Gruseln auf den zweiten Blick
Arbeitsmarkt
Gruseln auf
den zweiten Blick
Von Anna Steiner
2023 war eines der besten Jahre auf dem Arbeitsmarkt. Und doch: Auf den zweiten Blick ist Gänsehaut angesagt.
Es gibt Nachrichten, die sind auf den ersten Blick gut und auf den zweiten Blick besser. Und dann gibt es Nachrichten vom Arbeitsmarkt. Dieser behaupte sich „gut“, erklärte die Vorstandsvorsitzende der Bundesagentur für Arbeit, Andrea Nahles. 2023 sei eines der Jahre mit der niedrigsten Arbeitslosigkeit seit der Wiedervereinigung gewesen. Die Beschäftigung legte zu und der Anstieg der Arbeitslosenquote fiel mit 0,1 Prozentpunkten nicht viel deutlicher aus als in anderen Dezembermonaten.
Ein zweiter Blick auf die Daten sorgt aber für Gruseln – und das nicht aufgrund der dunklen Jahreszeit. Denn auch mit Blick auf das Gesamtjahr ist die Zahl der Arbeitslosen gestiegen. Die Beschäftigung nimmt zwar zu, jedoch vor allem im Niedriglohn- und Teilzeitsektor. Zudem geht der Beschäftigungszuwachs zu 100% auf das Konto von Menschen mit ausländischem Pass. Selbst Berufsoptimistin Nahles erwartet eine „etwas schlechtere Entwicklung“.
Verfestigung der Arbeitslosigkeit
Grund sind gegenläufige Entwicklungen. Einerseits schwächelt die Konjunktur – und bremst mittelfristig auch den Arbeitsmarkt. Allerdings kaum durch eine stark steigende Arbeitslosigkeit, sondern durch verminderten Beschäftigungsaufbau. Denn statt ihre Mitarbeiter zu entlassen, halten Unternehmen so lange wie möglich an ihnen fest, um nicht Gefahr zu laufen, bei einer wieder anziehenden Konjunktur in einen Mangel an qualifiziertem Personal zu laufen. In jedem sechsten Beruf stellte die BA inzwischen einen Engpass fest. Problematisch ist dies wiederum für viele Arbeitslose. Experten sprechen inzwischen von einer „Verfestigung“. Für viele von ihnen wird es immer schwieriger, einen Job zu finden. 60% wollen zudem eine Helferstelle, doch von zehn offenen Stellen richten sich acht an Fachkräfte.

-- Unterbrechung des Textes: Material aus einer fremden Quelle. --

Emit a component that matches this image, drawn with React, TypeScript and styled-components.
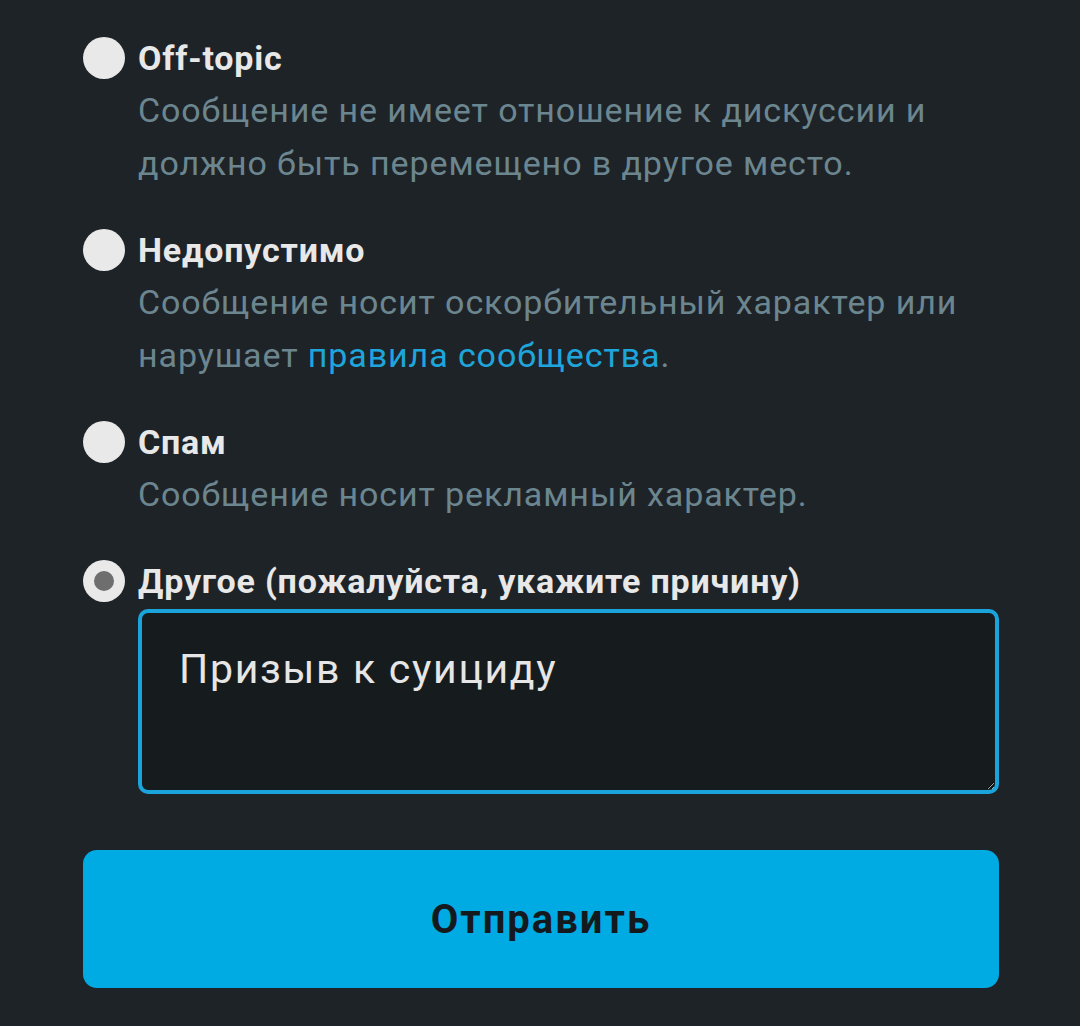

Der einzige Weg, um sowohl Langzeitarbeitslosigkeit als auch Fachkräftemangel zu bekämpfen, ist es, noch stärker auf Qualifizierung zu setzen. Diesen Appell richtet Nahles nicht zuletzt an die Ampel-Regierung in Berlin. Dieser Lösungsweg sorgt angesichts der jüngsten PISA-Ergebnisse der deutschen Schüler für den nächsten kalten Schauer. Jedes Jahr verlassen Zehntausende Schüler die Schule ohne Abschluss. Danach, auf dem Ausbildungsmarkt, wird ein seit Jahren bestehendes Ungleichgewicht zwischen zu wenigen Bewerbern auf zu viele Lehrstellen immer größer.
Statt ewig zu beschwichtigen, sollten die Verantwortlichen die Geschichte erzählen, wie sie ist: Es wird ungemütlich am Arbeitsmarkt – für Arbeitnehmer wie Arbeitgeber. Nur wer die Probleme klar benennt, kann sich mit ihrer Lösung befassen.